The exact information retrieved using the query 2 was retrieved using query 3 in another way. Query 3 starts from the known people and then searches for their location within the given interval. Once the visited locations were retrieved, it calculates the euclidean distance between those locations and the given location. Those who were within the given distance are returned as nearby known people. While both query 2 and 3 return the same result, the time taken to execute the queries significantly varies. As Fig. 4b shows, the performance of query 1 and 3 are quite similar which concludes that the performance of the model is not impacted by the temporal model we used. The spatial model does not provides better performance and should not be used if there are any other ways to retrieve the spatial information.

7 Conclusion

In this paper, we have presented an extensible ORM model to represent and process contexts with the support of graph database.

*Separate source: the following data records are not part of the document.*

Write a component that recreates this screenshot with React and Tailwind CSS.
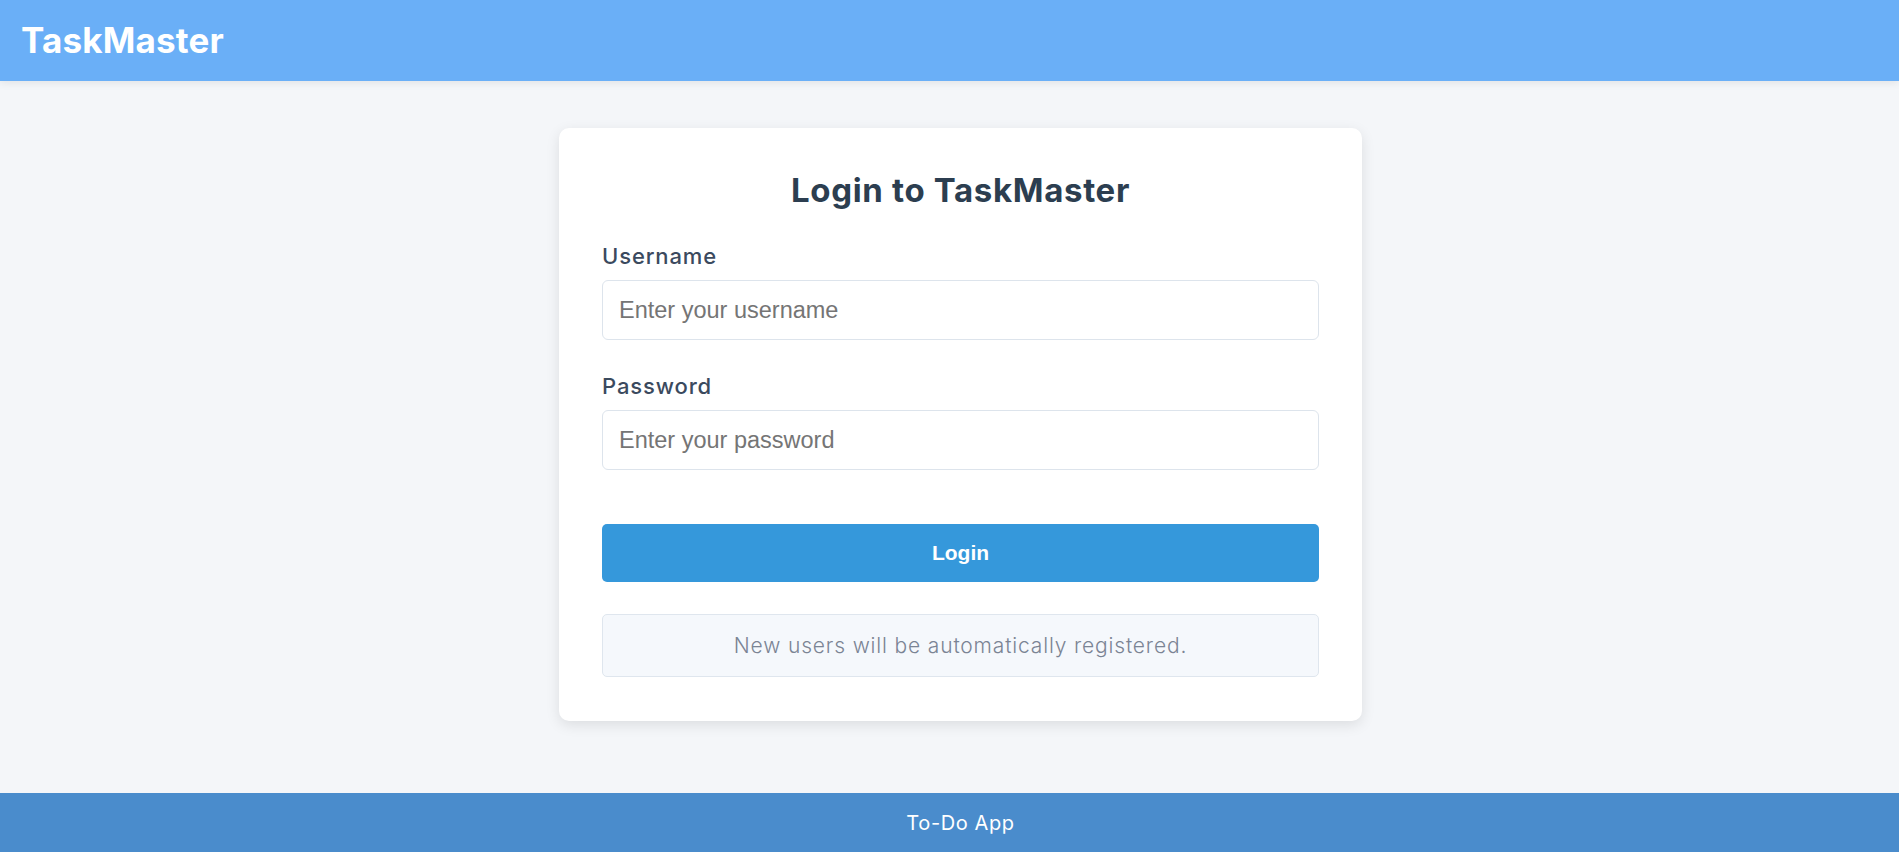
import React, { useState } from 'react';

export default function App() {
  const [username, setUsername] = useState('');
  const [password, setPassword] = useState('');

  const poppinsLike = { fontFamily: 'Inter, "Open Sans", sans-serif' };

  return (
    <div className="min-h-screen flex flex-col bg-[#f4f6f9]" style={poppinsLike}>
      {/* header */}
      <header className="h-[81px] bg-[#6aaff7] flex items-center px-[21px] shadow-[0_2px_8px_rgba(0,0,0,0.08)] relative z-10">
        <h1 className="text-[35px] leading-none font-bold text-white tracking-[0.005em]">TaskMaster</h1>
      </header>

      {/* main */}
      <main className="flex-1 flex justify-center pt-[47px] pl-[22px]">
        <div className="w-[803px] h-fit bg-white rounded-[10px] shadow-[0_4px_14px_rgba(0,0,0,0.10)] px-[43px] pt-[42px] pb-[44px]">
          <h2 className="text-[33px] leading-[40px] font-bold text-[#2c3e50] text-center tracking-[0.02em]">
            Login to TaskMaster
          </h2>

          <div className="mt-[32px]">
            <label className="block text-[22px] leading-[28px] font-medium text-[#3b4a5e] tracking-[0.04em]">Username</label>
            <input
              type="text"
              value={username}
              onChange={(e) => setUsername(e.target.value)}
              placeholder="Enter your username"
              className="mt-[10px] w-full h-[60px] px-4 rounded-[6px] border border-[#dde4ec] bg-white outline-none text-[23.5px] text-[#333] placeholder-[#757575]"
              style={{ fontFamily: '"Liberation Sans", Arial, sans-serif' }}
            />
          </div>

          <div className="mt-[32px]">
            <label className="block text-[22px] leading-[28px] font-medium text-[#3b4a5e] tracking-[0.04em]">Password</label>
            <input
              type="password"
              value={password}
              onChange={(e) => setPassword(e.target.value)}
              placeholder="Enter your password"
              className="mt-[10px] w-full h-[60px] px-4 rounded-[6px] border border-[#dde4ec] bg-white outline-none text-[23.5px] text-[#333] placeholder-[#757575]"
              style={{ fontFamily: '"Liberation Sans", Arial, sans-serif' }}
            />
          </div>

          <button
            className="mt-[54px] w-full h-[58px] rounded-[5px] bg-[#3598db] text-white text-[21px] font-bold hover:bg-[#2d89c6] transition-colors"
            style={{ fontFamily: '"Liberation Sans", Arial, sans-serif' }}
          >
            Login
          </button>

          <div className="mt-[32px] h-[63px] flex items-center justify-center rounded-[5px] border border-[#dfe6ee] bg-[#f5f8fc]">
            <p className="text-[21px] font-light text-[#7b8494] tracking-[0.04em]">New users will be automatically registered.</p>
          </div>
        </div>
      </main>

      {/* footer */}
      <footer className="h-[59px] mt-[70px] bg-[#4a8ccc] flex items-center justify-center pl-[22px]">
        <span className="text-[20px] text-white tracking-[0.03em]">To-Do App</span>
      </footer>
    </div>
  );
}
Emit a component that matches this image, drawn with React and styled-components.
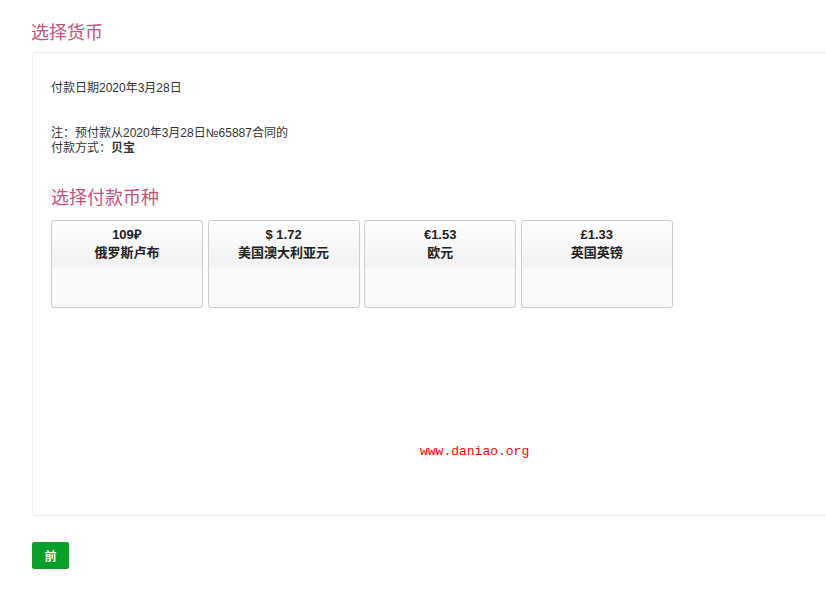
import { styled, createGlobalStyle } from "styled-components";

const GlobalStyle = createGlobalStyle`
  html, body {
    margin: 0;
    padding: 0;
    background: #fff;
    overflow: hidden;
  }
  body {
    font-family: "Liberation Sans", "Noto Sans CJK SC", sans-serif;
    font-size: 12px;
    color: #333;
  }
`;

const Page = styled.div`
  width: 826px;
  height: 594px;
  padding: 21px 0 0 31px;
  box-sizing: border-box;
  position: relative;
`;

const Title = styled.h2`
  margin: 0 0 7px 0;
  font-size: 18px;
  font-weight: normal;
  line-height: 24px;
  color: #c9527d;
`;

const Panel = styled.div`
  width: 820px;
  height: 464px;
  margin-left: 1px;
  box-sizing: border-box;
  border: 1px solid #eee;
  border-radius: 3px;
  padding: 28px 0 0 18px;
  position: relative;
`;

const Line = styled.p`
  margin: 0;
  line-height: 15px;
  font-size: 12px;
`;

const Note = styled.div`
  margin-top: 30px;
`;

const SubTitle = styled.h3`
  margin: 30px 0 10px 0;
  font-size: 18px;
  font-weight: normal;
  line-height: 24px;
  color: #c9527d;
`;

const Cards = styled.div`
  display: flex;
  gap: 4.6px;
`;

const Card = styled.div`
  width: 152px;
  height: 88px;
  box-sizing: border-box;
  border: 1px solid #ccc;
  border-radius: 3px;
  background: linear-gradient(#fff 0%, #f2f2f2 50%, #fafafa 56%, #fafafa 100%);
  display: flex;
  flex-direction: column;
  align-items: center;
  padding-top: 5px;
  font-weight: 600;
  font-size: 13px;
  color: #222;
  line-height: 18px;
`;

const Watermark = styled.div`
  position: absolute;
  left: 387px;
  top: 391px;
  font-family: "Liberation Mono", "DejaVu Sans Mono", monospace;
  font-size: 13px;
  color: #f00;
`;

const Button = styled.button`
  margin: 26px 0 0 1px;
  width: 37px;
  height: 27px;
  border: 1px solid #189a2c;
  border-radius: 2px;
  background: #07a02a;
  color: #fff;
  font-weight: bold;
  font-size: 12px;
  font-family: "Noto Sans CJK SC", sans-serif;
  padding: 0;
`;

const currencies = [
  { amount: "109₽", name: "俄罗斯卢布" },
  { amount: "$ 1.72", name: "美国澳大利亚元" },
  { amount: "€1.53", name: "欧元" },
  { amount: "£1.33", name: "英国英镑" },
];

export default function App() {
  return (
    <>
      <GlobalStyle />
      <Page>
        <Title>选择货币</Title>
        <Panel>
          <Line>付款日期2020年3月28日</Line>
          <Note>
            <Line>注：预付款从2020年3月28日№65887合同的</Line>
            <Line>
              付款方式：<b>贝宝</b>
            </Line>
          </Note>
          <SubTitle>选择付款币种</SubTitle>
          <Cards>
            {currencies.map((c) => (
              <Card key={c.name}>
                <span>{c.amount}</span>
                <span>{c.name}</span>
              </Card>
            ))}
          </Cards>
          <Watermark>www.daniao.org</Watermark>
        </Panel>
        <Button>前</Button>
      </Page>
    </>
  );
}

Our context model represents social, spatial and temporal contexts along with the quality of contexts. The underlying database provides storage and also acts as a context processing engine. We have already used this model in our context-aware middleware ConTra and proved the validity of this model. We are looking at creating multiple R-Tree layers to represent various geographical information like buildings in one layer and streets in another layer. We are also focusing on developing this model as a generic framework which can be deployed on top of any graph databases with less or no effort.